When a supplier cannot commit to a specific fabric being available all year round, they instead require us to pay for the entire amount of raw materials we require upfront. Not only is this difficult from a financial point, but when you are launching a collection with new fabrics for the first time it is incredibly difficult to predict how it will sell (particularly when the entire concept for the new collection is that the garments will be available for a minimum of 1 year!). The best example here is a new wide leg trouser design Heidi has trialled. Having sourced a gorgeous, lightweight slightly textured fabric, the sample of the wide leg trouser couldn’t have looked better. However when it came to ordering the fabric, the supplier could not commit to getting more of this fabric in, so we had to decide whether we wanted to buy the entire amount that they have upfront. Sadly this just wasn’t viable and although we have searched high and low, we were unable to source a similar fabric.

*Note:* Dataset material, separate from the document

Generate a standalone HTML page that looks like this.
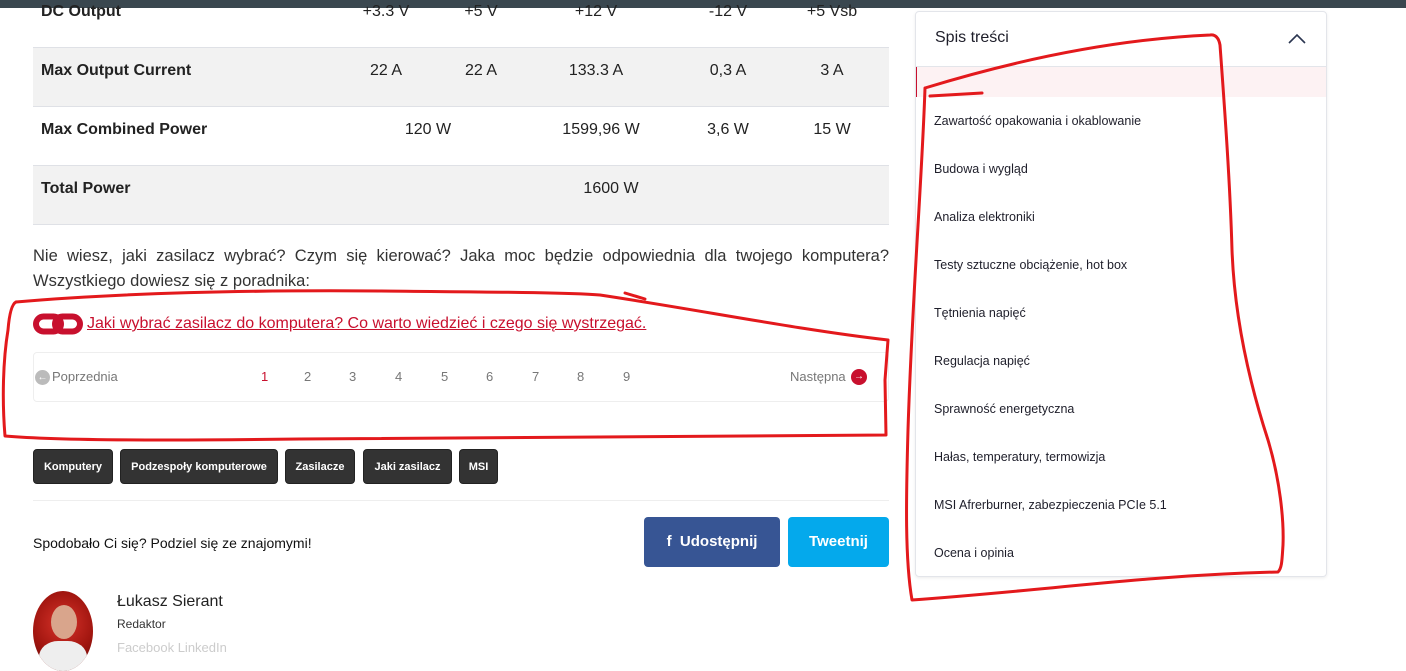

That said, we do have a few different fabrics optioned. We have purposely chosen to bring in two new fabrics that are quite different in price point (viscose and cotton blend loopback). By bringing fabrics of different price points we aim to highlight the differences in these fabrics; these differences include the composition and weight of the fabric, which in turn impacts the design, the hang, and silhouettes of the garments themselves.

So despite the hurdles, we have a selection of 4-5 (final number is design dependent) fabrics we are really happy with. All have been sourced in the UK, each of them contributes to making up an eclectic collection of garments and varying price points. Our goal with this collection was to create something which was available for year, accessible to all and give you some staple all year round pieces, all of which is possible through the fabrics we have chosen.